Seattle's Affordable Housing Plan: For Developers, It's Carrots Served With A Side Of Sticks
Seattle Mayor Ed Murray has revealed what he’s calling a “grand bargain” to ease the city’s affordable housing crunch, and it relies on a series of carrots and sticks for developers.
The heart of the plan is a proposal to let developers build bigger buildings in exchange for creating thousands of new affordable units, and charging new fees on commercial developments.
The city’s zoning map would change significantly. In zones where multifamily buildings are allowed, new developments could add an extra floor to their apartment or condo buildings. The developers would then have to make 5-7 percent of their units affordable to someone earning less than 60 percent of the area median income – about $37,680 for an individual. The developer could choose to pay a fee instead, which would fund affordable housing elsewhere.
Not “Plowing Under Every Single-Family Neighborhood”
Some single family zones, which cover two-thirds of Seattle, would be upzoned to allow denser housing. The affected zones lie mainly inside or on the edges of designated “urban villages,” or along transit corridors.
Murray insisted the plan would not do away with single-family zoning, as a leaked draft of the report suggested.
“I want to say this again, because there’s been a little fun out there about us plowing under every single-family neighborhood,” Murray said. “Under our plan, 94 percent of existing single-family neighborhoods would see no upzones.”

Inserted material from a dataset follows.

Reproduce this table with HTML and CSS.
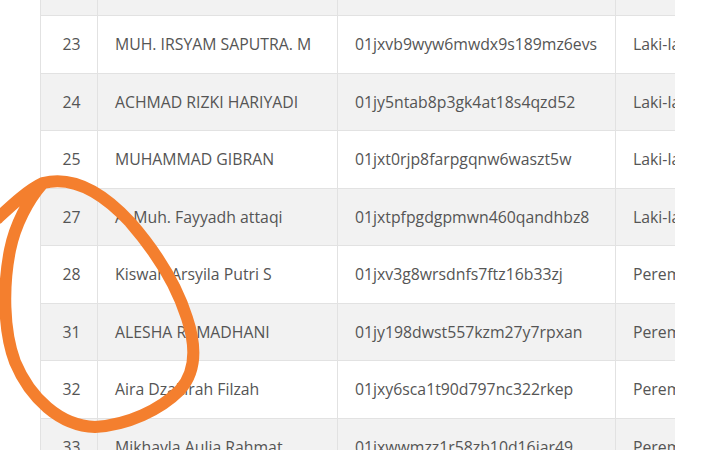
FILE: index.html
```html
<!DOCTYPE html>
<html lang="en">
<head>
    <meta charset="UTF-8">
    <title>Data Siswa</title>
    <link rel="stylesheet" href="styles.css">
</head>
<body>
    <div class="wrap">
        <table class="siswa">
            <tr><td class="no"></td><td></td><td></td><td></td></tr>
            <tr><td class="no">23</td><td>MUH. IRSYAM SAPUTRA. M</td><td>01jxvb9wyw6mwdx9s189mz6evs</td><td>Laki-laki</td></tr>
            <tr><td class="no">24</td><td>ACHMAD RIZKI HARIYADI</td><td>01jy5ntab8p3gk4at18s4qzd52</td><td>Laki-laki</td></tr>
            <tr><td class="no">25</td><td>MUHAMMAD GIBRAN</td><td>01jxt0rjp8farpgqnw6waszt5w</td><td>Laki-laki</td></tr>
            <tr><td class="no">27</td><td>A. Muh. Fayyadh attaqi</td><td>01jxtpfpgdgpmwn460qandhbz8</td><td>Laki-laki</td></tr>
            <tr><td class="no">28</td><td>Kiswah Arsyila Putri S</td><td>01jxv3g8wrsdnfs7ftz16b33zj</td><td>Perempuan</td></tr>
            <tr><td class="no">31</td><td>ALESHA RAMADHANI</td><td>01jy198dwst557kzm27y7rpxan</td><td>Perempuan</td></tr>
            <tr><td class="no">32</td><td>Aira Dzakirah Filzah</td><td>01jxy6sca1t90d797nc322rkep</td><td>Perempuan</td></tr>
            <tr><td class="no">33</td><td>Mikhayla Aulia Rahmat</td><td>01jxwwmzz1r58zb10d16jar49</td><td>Perempuan</td></tr>
        </table>
    </div>

    <!-- coretan spidol -->
    <svg class="coret" width="714" height="450" viewBox="0 0 714 450">
        <path d="M -2 218 C 12 205, 28 190, 43 183 C 75 175, 105 195, 130 222 C 150 245, 175 280, 187 318 C 197 348, 196 372, 180 390 C 160 410, 128 425, 95 427 C 60 426, 30 398, 15 362 C 3 330, 3 285, 10 250 C 15 225, 28 200, 43 183"
              fill="none" stroke="#f47f2e" stroke-width="12" stroke-linecap="round" stroke-linejoin="round"/>
    </svg>
</body>
</html>
```

FILE: styles.css
```css
*{
    margin: 0;
    padding: 0;
    box-sizing: border-box;
}
body{
    width: 714px;
    height: 450px;
    overflow: hidden;
    background: white;
    font-family: "Open Sans", sans-serif;
    position: relative;
}
.wrap{
    margin-left: 40px;
    width: 635px;
    height: 450px;
    overflow: hidden;
}
.siswa{
    border-collapse: collapse;
    width: 700px;
    margin-top: -42.5px;
    table-layout: fixed;
    color: #555;
    font-size: 15.8px;
}
.siswa td{
    height: 57.5px;
    border: 1px solid #e2e2e2;
    padding: 0 17px;
    white-space: nowrap;
    overflow: hidden;
}
.siswa tr:nth-child(odd){
    background: #f2f2f2;
}
.siswa td:nth-child(1){ width: 57px; }
.siswa td:nth-child(2){ width: 240px; }
.siswa td:nth-child(3){ width: 278px; }
.siswa td.no{
    text-align: center;
    padding: 0 0 0 5px;
}
.coret{
    position: absolute;
    top: 0;
    left: 0;
}
```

However, all single-family zones citywide would in fact change to allow things like duplexes and triplexes that fit on the same footprint as a detached house. Murray also called for encouraging more cottages and mother-in-law units in those neighborhoods. The changes could be accomplished through re-writing codes.
An Alternative Plan
The list of 65 proposals passed the Housing Affordability and Livability Agenda Committee overwhelmingly, Murray said. Jon Grant, however, abstained. He is a former Tenants Union director and a candidate for the city council.
He has proposed an alternative plan, with the endorsements of council members Kshama Sawant and Nick Licata. It would impose those linkage fees on all developers citywide, not just commercial, and designate more of the units for people making less than 30 percent of the median income.
Grant still called the mayor’s plan a “good start” ad said he doesn’t oppose it.
Mayor Murray said he expects the changes to take at least two years to clear the city council. They intend to begin with the commercial linkage fees.